For many Filipinos, taking a whole year off after high school is unthinkable. They assume that it is a wasted year if they don’t go directly into college, which is understandable with our current educational norm.
Another issue about taking a year off is the feeling of being left out, especially the idea that your friends will graduate ahead of you.
However, there are times when we need to rest and discover what we really want to pursue in college. This is where a gap year comes handy.
What is a Gap Year?
According to gapyearassociation.org, a gap year is a semester or year of experiential learning. Typically, after high school and before career or post-secondary education, to deepen one’s practical, professional, and personal awareness.
I first heard this term from an interview of a millennial farmer who took a year off before entering college. During his gap year, he interned on a farm from a nearby province to learn more about the industry’s skills and opportunities.
I found it very interesting and intriguing since a gap year may seem absurd for many of us. It also meant that we are “stopping” in our education, which can embarrass others.
However, I realized that it is also important to rest before going into college. Many high school graduates enroll in courses they don’t like because they think they will waste their time if they don’t. Only to shift to another course the following semester because the prior degree he/she took is “not for them.”
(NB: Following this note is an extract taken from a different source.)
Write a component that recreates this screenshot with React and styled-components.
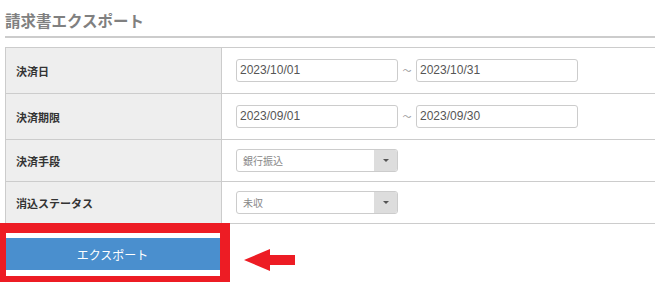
import React from 'react';
import styled, { createGlobalStyle } from 'styled-components';

const GlobalStyle = createGlobalStyle`
  html {
    overflow: hidden;
  }
  body {
    margin: 0;
    padding: 0;
    background: #ffffff;
    font-family: "Liberation Sans", "Noto Sans CJK JP", sans-serif;
  }
`;

const Page = styled.div`
  padding: 0 0 12px 5px;
  width: 660px;
`;

const Title = styled.h2`
  margin: 0;
  padding-top: 10px;
  height: 26px;
  line-height: 20px;
  font-family: "Noto Sans CJK JP", sans-serif;
  font-size: 15.5px;
  font-weight: 700;
  color: #808080;
  border-bottom: 2px solid #cccccc;
  width: 650px;
`;

const Table = styled.table`
  margin-top: 9px;
  border-collapse: collapse;
  width: 654px;
  font-family: "Noto Sans CJK JP", sans-serif;
`;

const Row = styled.tr`
  height: ${(p) => p.h}px;
`;

const Label = styled.th`
  width: 216px;
  box-sizing: border-box;
  padding: 0 0 0 10px;
  background: #eeeeee;
  border: 1px solid #cccccc;
  text-align: left;
  font-size: 11px;
  font-weight: 700;
  color: #333333;
`;

const Value = styled.td`
  padding: 0 0 0 14px;
  border: 1px solid #cccccc;
  border-right: none;
`;

const RangeWrap = styled.div`
  display: flex;
  align-items: center;
`;

const DateInput = styled.input`
  box-sizing: border-box;
  width: 162px;
  height: 23px;
  padding: 0 0 1px 3px;
  border: 1px solid #cccccc;
  border-radius: 3px;
  font-family: "Liberation Sans", Arial, sans-serif;
  font-size: 12px;
  color: #555555;
  outline: none;
`;

const Tilde = styled.span`
  width: 18px;
  text-align: center;
  font-family: "Noto Sans CJK JP", sans-serif;
  font-size: 9px;
  color: #999999;
`;

const SelectBox = styled.div`
  box-sizing: border-box;
  display: flex;
  width: 162px;
  height: 23px;
  border: 1px solid #cccccc;
  border-radius: 3px;
  overflow: hidden;
  background: #ffffff;
`;

const SelectText = styled.span`
  flex: 1;
  padding-left: 6px;
  line-height: 21px;
  font-size: 10px;
  color: #888888;
`;

const SelectArrow = styled.span`
  width: 23px;
  background: #dddddd;
  display: flex;
  align-items: center;
  justify-content: center;

  &::after {
    content: '';
    border-left: 3px solid transparent;
    border-right: 3px solid transparent;
    border-top: 3px solid #555555;
  }
`;

const ButtonArea = styled.div`
  position: relative;
  margin-top: 14px;
  width: 215px;
`;

const ExportButton = styled.button`
  display: block;
  width: 215px;
  height: 32px;
  border: none;
  background: #4a8fce;
  color: #ffffff;
  font-family: "Noto Sans CJK JP", sans-serif;
  font-size: 12px;
  cursor: pointer;
`;

const Highlight = styled.div`
  position: absolute;
  left: -9px;
  top: -15px;
  width: 234px;
  height: 63px;
  box-sizing: border-box;
  border: 10px solid #ed1c24;
  pointer-events: none;
`;

const Arrow = styled.svg`
  position: absolute;
  left: 239px;
  top: 11px;
`;

const DateRange = ({ from, to }) => (
  <RangeWrap>
    <DateInput defaultValue={from} />
    <Tilde>～</Tilde>
    <DateInput defaultValue={to} />
  </RangeWrap>
);

const Select = ({ value }) => (
  <SelectBox>
    <SelectText>{value}</SelectText>
    <SelectArrow />
  </SelectBox>
);

export default function App() {
  return (
    <>
      <GlobalStyle />
      <Page>
        <Title>請求書エクスポート</Title>
        <Table>
          <tbody>
            <Row h={46}>
              <Label>決済日</Label>
              <Value>
                <DateRange from="2023/10/01" to="2023/10/31" />
              </Value>
            </Row>
            <Row h={46}>
              <Label>決済期限</Label>
              <Value>
                <DateRange from="2023/09/01" to="2023/09/30" />
              </Value>
            </Row>
            <Row h={42}>
              <Label>決済手段</Label>
              <Value>
                <Select value="銀行振込" />
              </Value>
            </Row>
            <Row h={42}>
              <Label>消込ステータス</Label>
              <Value>
                <Select value="未収" />
              </Value>
            </Row>
          </tbody>
        </Table>
        <ButtonArea>
          <ExportButton>エクスポート</ExportButton>
          <Highlight />
          <Arrow width="52" height="23" viewBox="0 0 52 23">
            <polygon points="0,11 26,0 26,6 51,6 51,16 26,16 26,22" fill="#ed1c24" />
          </Arrow>
        </ButtonArea>
      </Page>
    </>
  );
}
If we can integrate gap years, students can take a sabbatical from formal education and learn from informal modes. Through this gap year, they can learn practical skills and knowledge and even identify what they want to do.
After all, as long as we are learning, we are not wasting time.
Benefits of Taking a Gap Year
- Students can take a rest from stress from senior high school.
- Students can decide what major they genuinely want to pursue without being pressured.
- Students can learn practical life skills by working and engaging through volunteerism, internships, or personal projects.
The Reality of Privilege of Taking a Gap Year
I know that taking a gap year will not be an option for everyone because of the possible financial burden of not enrolling soon in a free-tuition fee college.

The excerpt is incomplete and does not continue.